Silverview, John le Carré (D. Quixote)

    Silverview foi, simultaneamente, o primeiro livro de espionagem e de John le Carré que li. Neste blogue há algumas recensões de livros deste Autor, destacando-se a relativa a O Fiel Jardineiro, mas nunca tive curiosidade de ler as obras de John le Carré, mesmo esta que deu origem a um filme de que gostei muito.
   Não tenho por isso referências a autores ou a outros livros deste género que me permitam fazer comparações, mas a minha surpresa foi o ter constatado que Silverview é, na sua essência, uma história de amor. Um amor interrompido, impossibilitado por convenções sociais e que só é retomado muitos anos depois. Com exceção de um antigo corretor da City, que abandona tudo para abrir uma livraria, as outras personagens são quase todas agentes de espionagem ou familiares de agentes, habituados por isso às exigências e aparentes excentricidades da carreira.
      É curioso saber que é uma obra póstuma e que foi a única que John le Carré deixou acabada. Alguns anos antesde morrer, John le Carré havia pedido ao filho, Nick Cornwell, também escritor, (que usa o pseudónimo Nick Harkaway), que terminasse as obras que deixasse por acabar. Depois da sua morte, o filho lembra-se deste romance, Silverview, e descobre-o revisto e terminado. A única explicação que encontra para não ter sido publicado pelo pai é, segundo ele, porque «mostra um serviço fragmentado, repleto das suas próprias fações políticas, nem sempre amável para quem devia acarinhar, nem sempre muito eficaz e alerta, e, em última instância, já não seguro de poder justificar-se a si mesmo. Em Silverview, os espiões da Grã-Bretanha perderam, como tantos nós, a certeza quanto ao significado do país e de quem somos para nós mesmos.»

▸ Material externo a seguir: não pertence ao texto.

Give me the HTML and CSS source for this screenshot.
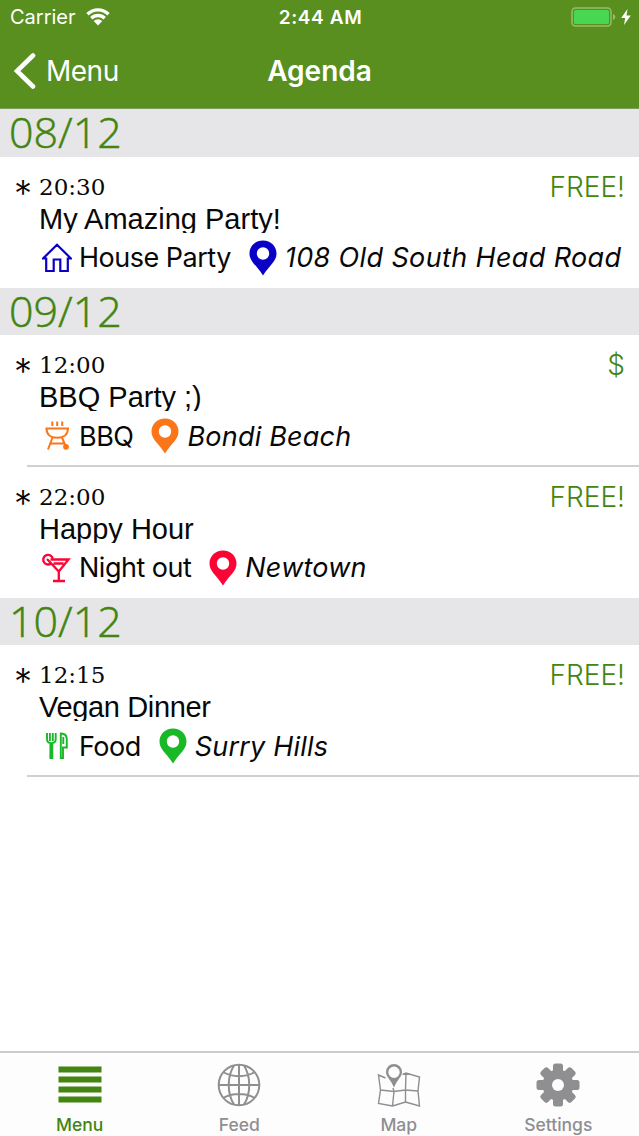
FILE: index.html
```html
<!DOCTYPE html>
<html lang="en">
<head>
    <meta charset="UTF-8">
    <meta name="viewport" content="width=device-width, initial-scale=1.0">
    <title>Agenda</title>
    <link rel="stylesheet" href="styles.css">
</head>
<body>
    <!-- shared icons -->
    <svg class="symbols" aria-hidden="true">
        <symbol id="pin" viewBox="0 0 28 36">
            <path fill="currentColor" fill-rule="evenodd" d="M14 .5C6.200 .5 .5 6.300 .5 13.500C.5 21.500 7 24.500 14 35.500C21 24.500 27.500 21.500 27.500 13.500C27.500 6.300 21.800 .5 14 .5ZM14 7.300a6.200 6.200 0 1 1 0 12.400a6.200 6.200 0 1 1 0-12.400Z"/>
        </symbol>
    </svg>

    <div class="app">
        <header>
            <div class="status-bar">
                <div class="carrier">
                    <span class="carrier-name">Carrier</span>
                    <svg class="wifi" viewBox="0 0 24 18">
                        <path d="M1.500 6.200a15 15 0 0 1 21 0M5.300 10.200a9.600 9.600 0 0 1 13.400 0" fill="none" stroke="#fff" stroke-width="3.400"/>
                        <path d="M12 17.500l-4.300-4.400a6.200 6.200 0 0 1 8.600 0z" fill="#fff"/>
                    </svg>
                </div>
                <span class="clock">2:44 AM</span>
                <div class="power">
                    <svg class="battery" viewBox="0 0 46 20">
                        <rect x="1" y="1" width="39" height="18" rx="3.500" fill="none" stroke="#98bf68" stroke-width="1.500"/>
                        <rect x="3" y="3" width="35" height="14" rx="1.500" fill="#48d751"/>
                        <path d="M42 7c3 1 3 5 0 6z" fill="#98bf68"/>
                    </svg>
                    <svg class="bolt" viewBox="0 0 10 16">
                        <path d="M6.500 0L.2 9h4L3 16l6.800-9.500H5.500z" fill="#fff"/>
                    </svg>
                </div>
            </div>
            <div class="nav-bar">
                <div class="back">
                    <svg class="chevron" viewBox="0 0 22 36">
                        <path d="M19 2.500L3 18l16 15.500" fill="none" stroke="#fff" stroke-width="4.600" stroke-linecap="round"/>
                    </svg>
                    <span class="back-label">Menu</span>
                </div>
                <h1>Agenda</h1>
            </div>
        </header>

        <main>
            <h2>08/12</h2>
            <div class="event">
                <span class="star">*</span>
                <div class="info">
                    <div class="top"><span class="time">20:30</span><span class="price">FREE!</span></div>
                    <div class="title">My Amazing Party!</div>
                    <div class="details house">
                        <svg class="type-icon" viewBox="0 0 30 30">
                            <path d="M1 15.500L15 1.800L29 15.500H25.800V28H18.300V16.500H11.700V28H4.200V15.500Z" fill="none" stroke="currentColor" stroke-width="2.200"/>
                        </svg>
                        <span class="type">House Party</span>
                        <svg class="pin"><use href="#pin"/></svg>
                        <span class="place address">108 Old South Head Road</span>
                    </div>
                </div>
            </div>

            <h2>09/12</h2>
            <div class="event divided">
                <span class="star">*</span>
                <div class="info">
                    <div class="top"><span class="time">12:00</span><span class="price">$</span></div>
                    <div class="title">BBQ Party ;)</div>
                    <div class="details bbq">
                        <svg class="type-icon" viewBox="0 0 30 30">
                            <g fill="none" stroke="currentColor" stroke-width="2">
                                <path d="M10.300 .5v4.500M15.200 .5v4.500M20.200 .5v4.500M3.500 7.500h23.500M4.500 7.500c0 6 4.300 9.300 10.700 9.300s10.700-3.300 10.700-9.300M10.500 16.500L6 28.500M20 16.500L23.500 25M8.500 22.500h14"/>
                            </g>
                            <circle cx="24" cy="25.800" r="2.900" fill="currentColor"/>
                        </svg>
                        <span class="type">BBQ</span>
                        <svg class="pin"><use href="#pin"/></svg>
                        <span class="place">Bondi Beach</span>
                    </div>
                </div>
            </div>
            <div class="event">
                <span class="star">*</span>
                <div class="info">
                    <div class="top"><span class="time">22:00</span><span class="price">FREE!</span></div>
                    <div class="title">Happy Hour</div>
                    <div class="details night">
                        <svg class="type-icon" viewBox="0 0 30 30">
                            <g fill="none" stroke="currentColor" stroke-width="2.300">
                                <path d="M8.500 6.500H26.500L16.800 18.500L5 6M11.500 10.500H21.500M16.800 18.500v9.500M11 28h12"/>
                                <path d="M10.800 5.800A4.800 4.800 0 1 0 9 10.500"/>
                            </g>
                        </svg>
                        <span class="type">Night out</span>
                        <svg class="pin"><use href="#pin"/></svg>
                        <span class="place">Newtown</span>
                    </div>
                </div>
            </div>

            <h2>10/12</h2>
            <div class="event divided">
                <span class="star">*</span>
                <div class="info">
                    <div class="top"><span class="time">12:15</span><span class="price">FREE!</span></div>
                    <div class="title title-vegan">Vegan Dinner</div>
                    <div class="details food">
                        <svg class="type-icon" viewBox="0 0 30 30">
                            <g fill="none" stroke="currentColor" stroke-width="1.900">
                                <path d="M5 2v6c0 2.500 1.200 3.800 3.400 4V27h1.900V12c2.200-.2 3.400-1.500 3.400-4V2M7.900 2v8M10.800 2v8"/>
                                <path d="M18.800 2.500V27H21V16.500H24.800V8C24.800 4.500 22.500 2.500 18.800 2.500zM21.300 6v7"/>
                            </g>
                        </svg>
                        <span class="type">Food</span>
                        <svg class="pin"><use href="#pin"/></svg>
                        <span class="place">Surry Hills</span>
                    </div>
                </div>
            </div>
        </main>

        <nav class="tab-bar">
            <div class="tab active">
                <svg class="tab-icon" viewBox="0 0 44 44">
                    <path d="M.5 6.500h43M.5 16.500h43M.5 26.500h43M.5 36.500h43" stroke="currentColor" stroke-width="6"/>
                </svg>
                <span>Menu</span>
            </div>
            <div class="tab">
                <svg class="tab-icon" viewBox="0 0 44 44">
                    <g fill="none" stroke="currentColor" stroke-width="2">
                        <circle cx="22" cy="22" r="20.300"/>
                        <path d="M1.500 22h41M22 1.500v41M6 9c9 5.500 23 5.500 32 0M6 35c9-5.500 23-5.500 32 0M17 2.500c-7 11-7 28 0 39M27 2.500c7 11 7 28 0 39"/>
                    </g>
                </svg>
                <span>Feed</span>
            </div>
            <div class="tab">
                <svg class="tab-icon" viewBox="0 0 44 44">
                    <path d="M8.500 15L1.500 12L3.500 27L1.500 40.500L15.500 43L28.500 39L42.500 43L41 28L42.500 14L29 10L25.500 11.500M3.500 27L17 28.500L28.500 27L41 28M15.500 43L17 28.500L16 25M28.500 39V27L29 10" fill="none" stroke="currentColor" stroke-width="1.400"/>
                    <path d="M17 1a8 8 0 0 0-8 8c0 5 5 8 8 15.500c3-7.500 8-10.500 8-15.500a8 8 0 0 0-8-8zm0 2.500a5.700 5.700 0 1 1 0 11.400a5.700 5.700 0 1 1 0-11.400z" fill="currentColor" fill-rule="evenodd"/>
                </svg>
                <span>Map</span>
            </div>
            <div class="tab">
                <svg class="tab-icon" viewBox="0 0 44 44">
                    <g fill="currentColor">
                        <rect x="17" y=".5" width="10" height="43" rx="2.500"/>
                        <rect x="17" y=".5" width="10" height="43" rx="2.500" transform="rotate(45 22 22)"/>
                        <rect x="17" y=".5" width="10" height="43" rx="2.500" transform="rotate(90 22 22)"/>
                        <rect x="17" y=".5" width="10" height="43" rx="2.500" transform="rotate(135 22 22)"/>
                        <circle cx="22" cy="22" r="15.500"/>
                    </g>
                    <circle cx="22" cy="22" r="6" fill="#fdfdfd"/>
                </svg>
                <span>Settings</span>
            </div>
        </nav>
    </div>
</body>
</html>
```
FILE: styles.css
```css
* {
    box-sizing: border-box;
}
body {
    margin: 0;
    font-family: Inter, "Liberation Sans", sans-serif;
    color: #080808;
    background: #fff;
}
svg {
    display: block;
    flex-shrink: 0;
}
.symbols {
    display: none;
}
.app {
    display: flex;
    flex-direction: column;
    width: 639px;
    height: 1136px;
    overflow: hidden;
}

/* header */
header {
    height: 109px;
    background: #588f1f;
    border-bottom: 1px solid #7d9a5f;
    color: #fff;
}
.status-bar {
    display: grid;
    grid-template-columns: 1fr auto 1fr;
    align-items: center;
    height: 34px;
    padding: 0 8px 0 10px;
    font-size: 19px;
}
.carrier {
    display: flex;
    align-items: center;
    gap: 10px;
}
.carrier-name {
    font-size: 20px;
}
.wifi {
    width: 24px;
    height: 18px;
}
.clock {
    font-weight: 600;
    letter-spacing: 0.6px;
}
.power {
    display: flex;
    align-items: center;
    justify-content: flex-end;
    gap: 4px;
}
.battery {
    width: 46px;
    height: 20px;
}
.bolt {
    width: 10px;
    height: 16px;
}
.nav-bar {
    display: grid;
    grid-template-columns: 1fr auto 1fr;
    align-items: center;
    height: 74px;
    padding: 0 14px;
}
.back {
    display: flex;
    align-items: center;
    gap: 10px;
}
.chevron {
    width: 22px;
    height: 36px;
}
.back-label {
    font-size: 28px;
    letter-spacing: -0.5px;
}
h1 {
    margin: 0;
    font-size: 28px;
    font-weight: 600;
}

/* agenda list */
main {
    flex: 1;
}
h2 {
    height: 47.500px;
    margin: 0;
    padding-left: 9px;
    background: #e6e5e7;
    color: #438510;
    font-family: "Open Sans", sans-serif;
    font-size: 43px;
    font-weight: 300;
    line-height: 46px;
    -webkit-text-stroke: 0.5px #438510;
}
.event {
    display: flex;
    height: 131.300px;
    padding: 15px 14px 0 14px;
}
.divided {
    background: linear-gradient(#d0d0d2, #d0d0d2) 27px 100% / 100% 2px no-repeat;
}
.star {
    width: 25px;
    font-size: 36px;
    font-weight: 300;
    line-height: 42px;
}
.info {
    flex: 1;
}
.top {
    display: flex;
    justify-content: space-between;
    height: 29px;
    line-height: 30px;
}
.time {
    font-family: "DejaVu Serif", serif;
    font-size: 23px;
}
.price {
    color: #438510;
    font-size: 28px;
    font-weight: 300;
}
.title {
    height: 32px;
    overflow: hidden;
    font-family: "Liberation Sans", Arial, sans-serif;
    font-size: 29px;
    line-height: 36px;
}
.title-vegan {
    letter-spacing: -0.35px;
}
.details {
    display: flex;
    align-items: center;
    height: 50px;
    padding-left: 3px;
    font-size: 27px;
    white-space: nowrap;
}
.type-icon {
    width: 30px;
    height: 30px;
    margin-right: 7px;
}
.pin {
    width: 28px;
    height: 36px;
    margin: 0 8px 0 18px;
}
.type,
.place {
    color: #080808;
}
.type {
    letter-spacing: -0.5px;
}
.place {
    font-style: italic;
    letter-spacing: 0.2px;
}
.address {
    letter-spacing: 0.37px;
}
.house {
    color: #0b00c5;
}
.bbq {
    color: #fb7619;
}
.night {
    color: #fb0536;
}
.food {
    color: #19b826;
}

/* tab bar */
.tab-bar {
    display: grid;
    grid-template-columns: repeat(4, 1fr);
    height: 85px;
    padding: 10px 1px 0 0;
    border-top: 2px solid #ccccce;
    background: #fdfdfd;
    color: #8f8e91;
}
.tab {
    display: flex;
    flex-direction: column;
    align-items: center;
    font-size: 17.500px;
    font-weight: 500;
    line-height: 23px;
}
.tab-icon {
    width: 44px;
    height: 44px;
    margin-bottom: 6px;
}
.active {
    color: #438510;
}
```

     E se dúvidas tivéssemos quanto a esta explicação, bastaria ler este diálogo a meio do romance para a subscrever:
     «- A verdade, meu velho…só aqui entre nós, não vás dizer isto aos formandos, ou perdes a reforma, é que não fizemos muito para alterar o curso da História, pois não? – disse Philip. – De antigo espião para antigo espião, acho que eu teria sido mais útil a dirigir um clube para rapazes. Não sei o que pensas tu a respeito disto.» (pg. 138)
     E é de facto essa imagem que é passada, de um serviço que se vigia a si próprio, pesado e desconfiado de tudo e de todos.